By the time they started connecting, it was too late.
Wall, Cousins and junior big man Patrick Patterson sat at the podium after the game and were gracious in defeat.
They may have been shell-shocked.
Cousins didn't bite on a question about the officiating, instead electing to heap praise on West Virginia.
"They outplayed us tonight," Cousins said. "And we lost."
Calipari did a terrific job with this group even though they didn't get to the promised land of Indianapolis. Sure, he may have four NBA lottery picks come June, but I'm not certain any coach in the entire world could have been able to get what he did from Cousins and also find a way to get this group to buy into the team concept.

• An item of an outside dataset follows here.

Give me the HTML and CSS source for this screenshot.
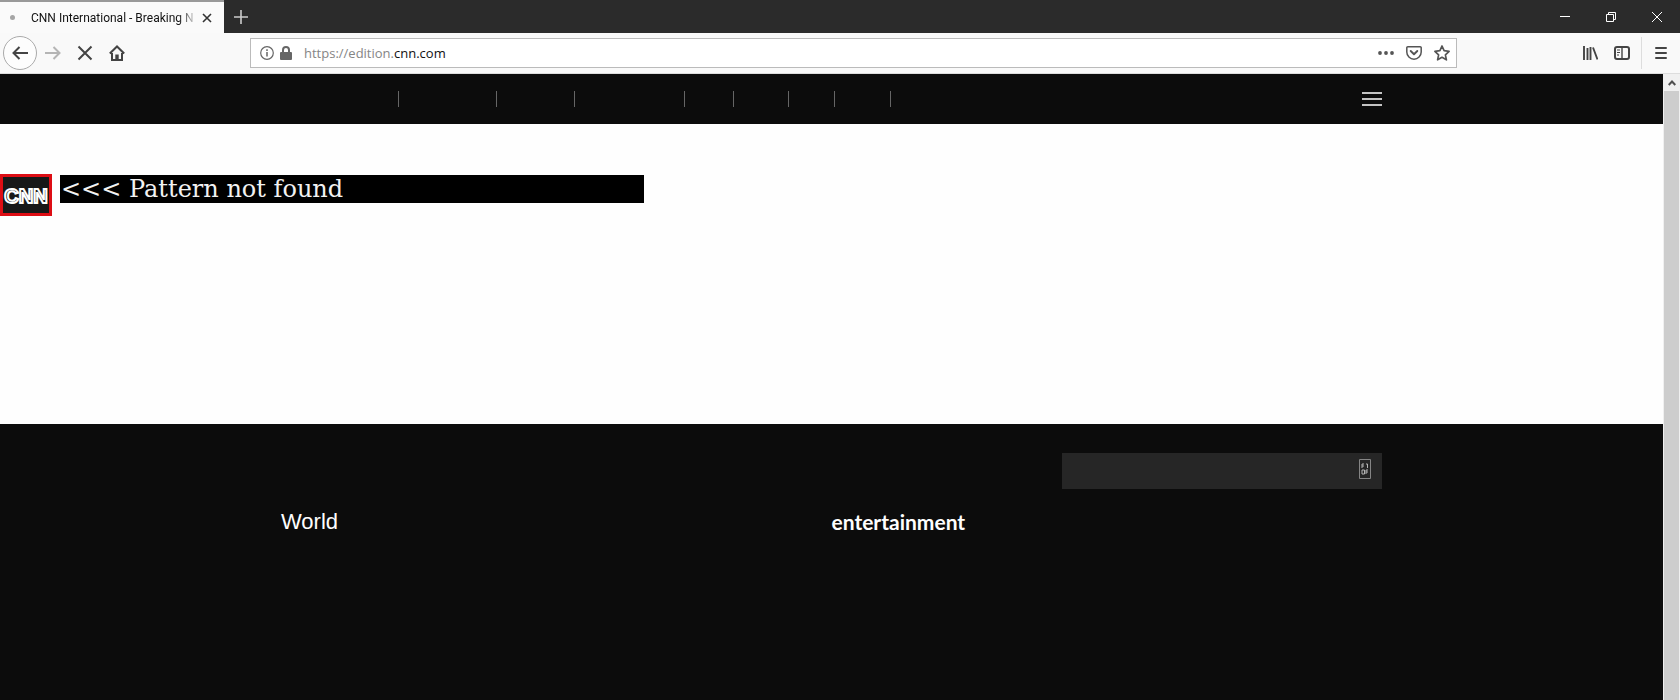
FILE: index.html
```html
<!DOCTYPE html>
<html lang="en">
<head>
<meta charset="utf-8">
<title>CNN International - Breaking News</title>
<link rel="stylesheet" href="styles.css">
</head>
<body>
<header class="titlebar">
  <div class="tab">
    <span class="tab-dot"></span>
    <span class="tab-title">CNN International - Breaking N</span>
    <button class="icon-btn tab-close" aria-label="Close tab"><svg width="10" height="10" viewBox="0 0 10 10"><path d="M1 1l8 8M9 1L1 9" stroke="#333" stroke-width="1.6"/></svg></button>
  </div>
  <button class="icon-btn new-tab" aria-label="New tab"><svg width="14" height="14" viewBox="0 0 14 14"><path d="M7 0v14M0 7h14" stroke="#ccc" stroke-width="1.6"/></svg></button>
  <div class="window-controls">
    <button class="icon-btn win-btn" aria-label="Minimize"><svg width="10" height="10" viewBox="0 0 10 10"><path d="M0 4.5h10" stroke="#fff"/></svg></button>
    <button class="icon-btn win-btn" aria-label="Restore"><svg width="10" height="10" viewBox="0 0 10 10" fill="none" stroke="#fff"><path d="M.5 2.5h7v7h-7zM2.500 2.500V.5h7v7h-2"/></svg></button>
    <button class="icon-btn win-btn" aria-label="Close window"><svg width="10" height="10" viewBox="0 0 10 10"><path d="M0 0l10 10M10 0L0 10" stroke="#fff"/></svg></button>
  </div>
</header>

<div class="toolbar">
  <div class="nav-buttons">
    <button class="icon-btn back" aria-label="Back"><svg width="16" height="14" viewBox="0 0 16 14" fill="none" stroke="#444" stroke-width="2"><path d="M16 7H1.500M7.500 1l-6 6 6 6"/></svg></button>
    <button class="icon-btn tool" aria-label="Forward"><svg width="16" height="14" viewBox="0 0 16 14" fill="none" stroke="#b5b5b5" stroke-width="2"><path d="M0 7h14.500M8.500 1l6 6-6 6"/></svg></button>
    <button class="icon-btn tool" aria-label="Stop"><svg width="16" height="16" viewBox="0 0 16 16" fill="none" stroke="#444" stroke-width="2"><path d="M1.500 1.500l13 13M14.500 1.500l-13 13"/></svg></button>
    <button class="icon-btn tool" aria-label="Home"><svg width="16" height="16" viewBox="0 0 16 16" fill="none" stroke="#444" stroke-width="2"><path d="M.8 8.500L8 1.500l7.200 7M3 8v7h10V8"/><path d="M6.300 15V9.500h3.400V15z" fill="#444" stroke="none"/></svg></button>
  </div>
  <div class="urlbar">
    <svg width="14" height="14" viewBox="0 0 14 14"><circle cx="7" cy="7" r="6.300" fill="none" stroke="#666" stroke-width="1.200"/><path d="M7 6v4.500M7 3.300v1.600" stroke="#666" stroke-width="1.500"/></svg>
    <svg width="12" height="14" viewBox="0 0 12 14"><path d="M3 7V4a3 3 0 0 1 6 0v3" fill="none" stroke="#666" stroke-width="2"/><rect y="6" width="12" height="8" rx="1" fill="#666"/></svg>
    <div class="url"><span class="url-dim">https://edition.</span>cnn.com</div>
    <button class="icon-btn" aria-label="Page actions"><svg width="16" height="4" viewBox="0 0 16 4" fill="#555"><circle cx="2" cy="2" r="1.900"/><circle cx="8" cy="2" r="1.900"/><circle cx="14" cy="2" r="1.900"/></svg></button>
    <button class="icon-btn" aria-label="Save to Pocket"><svg width="16" height="14" viewBox="0 0 16 14" fill="none" stroke="#555" stroke-linecap="round" stroke-linejoin="round"><path d="M1.800.8h12.400a1 1 0 0 1 1 1V6A7.200 7.200 0 0 1 .8 6V1.800a1 1 0 0 1 1-1z" stroke-width="1.500"/><path d="M4.700 5L8 8.200 11.300 5" stroke-width="1.900"/></svg></button>
    <button class="icon-btn" aria-label="Bookmark"><svg width="16" height="16" viewBox="0 0 16 16" fill="none" stroke="#555" stroke-width="1.700" stroke-linejoin="round"><path d="M8 1l2.100 4.700 5 .6-3.700 3.500 1 5L8 12.300l-4.400 2.500 1-5L.9 6.300l5-.6z"/></svg></button>
  </div>
  <div class="tools">
    <button class="icon-btn" aria-label="Library"><svg width="16" height="14" viewBox="0 0 16 14" stroke="#444" stroke-width="1.900"><path d="M2 0v14M5.500 2v12M8.500 1v13M11 1.500L15.500 13.500"/></svg></button>
    <button class="icon-btn" aria-label="Sidebars"><svg width="16" height="14" viewBox="0 0 16 14" fill="none" stroke="#444"><rect x="1" y="1" width="14" height="12" rx="2" stroke-width="2"/><path d="M8 1v12" stroke-width="1.400"/><path d="M3 4h3M3 6.500h3M3 9h2"/></svg></button>
    <button class="icon-btn menu" aria-label="Menu"><svg width="12" height="12" viewBox="0 0 12 12" stroke="#444" stroke-width="2" stroke-linecap="round"><path d="M1 1h10M1 6h10M1 11h10"/></svg></button>
  </div>
</div>

<div class="viewport">
  <div class="page">
    <nav class="site-nav" aria-label="Sections">
      <div class="container nav-row">
        <ul class="sections">
          <li class="w-118"></li><li class="w-98"></li><li class="w-78"></li><li class="w-110"></li><li class="w-49"></li><li class="w-55"></li><li class="w-46"></li><li class="w-56"></li>
        </ul>
        <button class="icon-btn" aria-label="Open sections"><svg width="20" height="14" viewBox="0 0 20 14" stroke="#c4c4c4" stroke-width="2"><path d="M0 1h20M0 7h20M0 13h20"/></svg></button>
      </div>
    </nav>
    <main class="content">
      <div class="match">
        <svg class="logo" viewBox="0 0 46 36" role="img" aria-label="CNN"><text x="23" y="26" text-anchor="middle">CNN</text></svg>
      </div>
      <p class="message">&lt;&lt;&lt; Pattern not found</p>
    </main>
    <footer class="footer">
      <div class="container">
        <form class="search">
          <input class="search-input" type="text" aria-label="Search">
          <button class="icon-btn search-btn" type="button" aria-label="Search"><svg width="12" height="20" viewBox="0 0 12 20" fill="none" stroke="#858585"><path d="M.5.5h11v19H.5z"/><path d="M3 9V5h2M3 7h2M7 5h1.500v4M3 11h2.500v4H3zM7 15v-4h2M7 13h2" stroke="#b5b5b5"/></svg></button>
        </form>
        <div class="columns">
          <a class="heading" href="#">World</a>
          <a class="heading entertainment" href="#">entertainment</a>
        </div>
      </div>
    </footer>
  </div>
  <div class="scrollbar">
    <button class="icon-btn scroll-up" aria-label="Scroll up"><svg width="8" height="6" viewBox="0 0 8 6" fill="none" stroke="#505050" stroke-width="2"><path d="M.7 5L4 1.500 7.300 5"/></svg></button>
    <div class="thumb"></div>
  </div>
</div>
</body>
</html>
```

FILE: styles.css
```css
* { box-sizing: border-box; }
body {
  margin: 0;
  min-height: 100vh;
  display: flex;
  flex-direction: column;
  font-family: "Open Sans", "Noto Sans", sans-serif;
  background: #fefefe;
}
svg { display: block; flex: none; }
.icon-btn {
  display: flex;
  align-items: center;
  justify-content: center;
  flex: none;
  padding: 0;
  border: 0;
  background: none;
}
.titlebar {
  display: flex;
  height: 33px;
  background: #2b2b2b;
}
.tab {
  display: flex;
  align-items: center;
  width: 224px;
  padding: 0 12px 0 10px;
  border-top: 2px solid #999;
  background: #fafafa;
}
.tab-dot {
  width: 5px;
  height: 5px;
  margin-right: 16px;
  border-radius: 50%;
  background: #a5a5a5;
}
.tab-title {
  flex: 1;
  white-space: nowrap;
  font-family: Roboto, sans-serif;
  font-size: 12px;
  color: #111;
  mask-image: linear-gradient(to right, #000 88%, transparent);
}
.tab-close { margin-left: 4px; }
.new-tab { width: 34px; }
.window-controls { display: flex; margin-left: auto; }
.win-btn { width: 46px; }

.toolbar {
  display: flex;
  align-items: center;
  height: 41px;
  background: #f9f9f9;
  border-bottom: 1px solid #ddd;
}
.nav-buttons {
  display: flex;
  align-items: center;
  width: 250px;
  padding-left: 3px;
}
.back {
  width: 34px;
  height: 34px;
  border: 1px solid #aaa;
  border-radius: 50%;
  background: #fdfdfd;
}
.tool { width: 32px; height: 32px; }
.urlbar {
  flex: 1;
  display: flex;
  align-items: center;
  gap: 12px;
  height: 30px;
  padding: 0 6px 0 9px;
  border: 1px solid #bbb;
  background: #fff;
}
.urlbar svg + svg { margin-left: -6px; }
.url { flex: 1; font-size: 13px; color: #111; }
.url-dim { color: #858585; }
.tools {
  display: flex;
  align-items: center;
  justify-content: flex-end;
  gap: 16px;
  width: 223px;
}
.menu {
  width: 39px;
  height: 32px;
  margin-left: -5px;
  border-left: 1px solid #ddd;
}

.viewport { flex: 1; display: flex; }
.page { flex: 1; display: flex; flex-direction: column; }
.container {
  width: 100%;
  max-width: 1101px;
  margin: 0 auto;
}
.site-nav { display: flex; height: 50px; background: #0c0c0c; }
.nav-row { display: flex; align-items: center; justify-content: space-between; }
.sections { display: flex; margin: 0; padding: 0; list-style: none; }
.sections li { height: 16px; border-right: 1px solid #666; }
.w-118 { width: 118px; }
.w-98 { width: 98px; }
.w-78 { width: 78px; }
.w-110 { width: 110px; }
.w-49 { width: 49px; }
.w-55 { width: 55px; }
.w-46 { width: 46px; }
.w-56 { width: 56px; }

.content {
  display: flex;
  align-items: flex-start;
  gap: 8px;
  height: 300px;
  padding-top: 50px;
}
.match { border: 3px solid #dd0d14; background: #181818; }
.logo { width: 46px; height: 36px; }
.logo text {
  font-family: "Liberation Sans", Arial, sans-serif;
  font-size: 20px;
  font-weight: 700;
  fill: #181818;
  stroke: #fff;
  stroke-width: 2px;
}
.message {
  width: 584px;
  margin: 1px 0 0;
  padding-left: 1px;
  background: #000;
  color: #f2f2f2;
  font-family: "DejaVu Serif", serif;
  font-size: 24px;
  line-height: 28px;
}
.footer { flex: 1; padding-top: 29px; background: #0c0c0c; }
.search {
  display: flex;
  width: 320px;
  height: 36px;
  margin-left: auto;
  padding-right: 11px;
  background: #262626;
}
.search-input {
  flex: 1;
  border: 0;
  background: none;
  color: #fff;
}
.search-btn { padding-bottom: 4px; }
.columns {
  display: grid;
  grid-template-columns: 1fr 1fr;
  margin-top: 18px;
}
.heading {
  font-family: "Liberation Sans", Arial, sans-serif;
  font-size: 22px;
  line-height: 30px;
  color: #fefefe;
  text-decoration: none;
}
.entertainment { font-family: Lato, sans-serif; font-size: 21px; font-weight: 700; }

.scrollbar {
  display: flex;
  flex-direction: column;
  width: 17px;
  padding: 0 1px;
  background: #f0f0f0;
}
.scroll-up { height: 17px; }
.thumb { flex: 1; background: #cdcdcd; }
```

Wall will almost certainly be gone to the NBA as the top overall pick in June's NBA Draft. Cousins and Patterson will likely join him as lottery selections and Bledsoe is likely to leave as well. Who knows, maybe even reserve big man Daniel Orton will test the waters.
But Calipari will reload.
He will, in all likelihood, bring in elite point guard Brandon Knight — arguably the most talented backcourt player in the entire freshman class. Calipari also has a signature from wing Stacey Poole and a commitment from talented foreign big man Enes Kanter, whose eligibility will, according to multiple sources, be in question by the NCAA. The Wildcats will also likely sign one of C.J. Leslie or Terrence Jones.
Orton, if he stays, will take Cousins' place in the starting lineup. Guys like Darnell Dodson and DeAndre Liggins should see extended roles.
But Knight isn't Wall and Orton certainly isn't Cousins.
This was a special group that was put together, or as Memphis fans maintain, stolen, for a one-year run that was supposed to end with a national championship.
Instead, Calipari was right. This was one occasion where it wasn't just coach speak.
This team was just too young.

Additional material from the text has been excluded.